У Эренбурга в Париже были друзья, были и враги, но даже они признавали его талант и живой ум. Однажды его вызвали в полицию по вероломному доносу кого-то из русской колонии. Он прибыл туда со своей вечной трубкой во рту и увидел свои книги на столе у полицейского офицера, который повел себя с ним чрезвычайно учтиво. Горький высоко ставил талант Эренбурга» (Маревна. Моя жизнь с художниками «Улья»).
«Фотографий Эренбурга сохранилось бесчисленное множество, а все-таки они не дают полного представления о его фигуре во весь рост. Крупная голова, широкая сутулая спина и тонкие ноги, семенящая торопливая походка, худые, узкие, с длинными пальцами и продолговатыми, красивой формы ногтями руки, слабые руки: когда он в Коктебеле пытался колоть дрова, я не могла смотреть на его тщетные усилия, и кончалось тем, что отбирала топор. Ему было 28, мне 19 лет, сноровки не было у обоих, и все же я лучше справлялась с этим делом.
…В этом человеке была бездна иронии, но не было веселости: он никогда не смеялся, он усмехался, кривя рот. Но беспощадная ирония совмещалась в нем с некоторой долей сентиментальности – это очень ощутимо в его стихах и прозе. И. Г. так любил иногда пожалеть себя, почувствовать себя обиженным, несчастным.

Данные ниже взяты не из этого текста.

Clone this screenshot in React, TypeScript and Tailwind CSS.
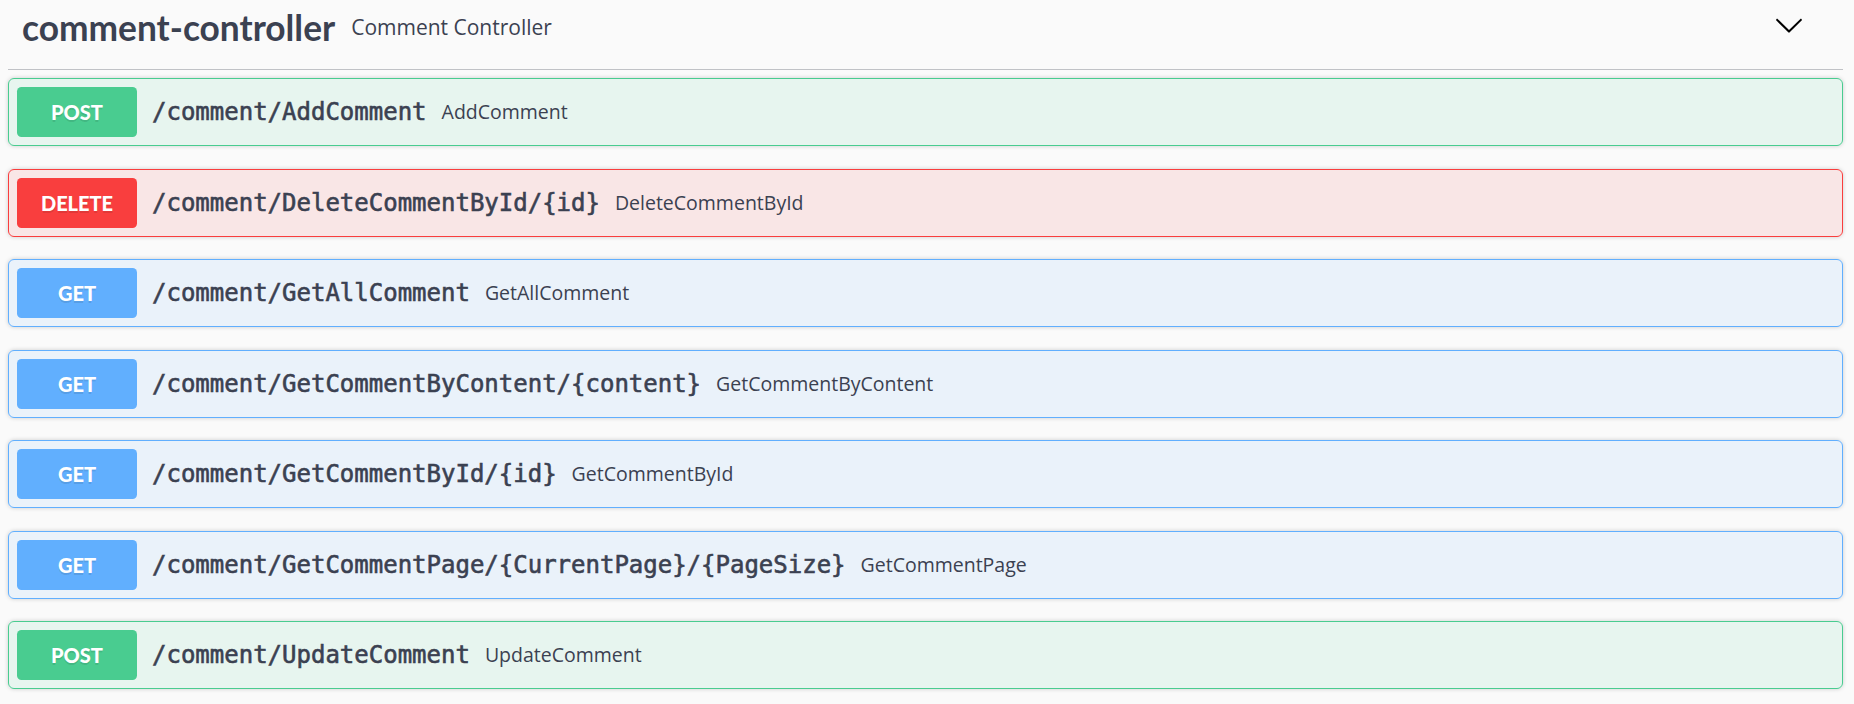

…Но большей частью ирония крепко сдерживала проявление чувств И. Г.: растроганность, душевное волнение обнаруживались подчас только смущенной улыбкой, иногда даже усмешкой над собой.
Для характеристики человека очень существенно его отношение к людям. В обращении с ними И. Г. был сдержан и вежлив. Даже в состоянии раздражения он никогда не был грубым – свидетельство его подлинной, я бы сказала, органической интеллигентности. Благодаря ироническому складу ума И. Г. быстро подмечал недостатки и смешные стороны окружающих, говорил о них насмешливо. Но никогда не унижался до злословия, в его оценках людей всегда было больше великодушия, понимания, чем осуждения. …Если же что-нибудь в человеке его возмущало, отталкивало, он стремился уйти, отстраниться от него.
…Душевная жизнь И. Г. была очень сложной, убеждения рождались и вынашивались в результате мучительных раздумий» (Я. Соммер. Записки).
«И. Эренбург не исключительный лирик, он охотно берется за полуэпические темы, обрабатывая их в форме баллады… Строгость его манеры, обдуманность его эпитетов, отчетливость и ясность его изложения показывают, что у него есть все данные, чтобы в поэзии достигать поставленных себе целей. Но, вероятно, его стихам всегда останутся присущи два недостатка, которые портят и его первый сборник: холодность и манерность. …Эренбург постоянно вращается в условном мире, созданном им самим, в мире рыцарей, капелланов, трубадуров, турниров; охотнее говорит не о тех чувствах, которые действительно пережил, но о тех, которые ему хотелось бы пережить» (В. Брюсов. Стихи 1911 года).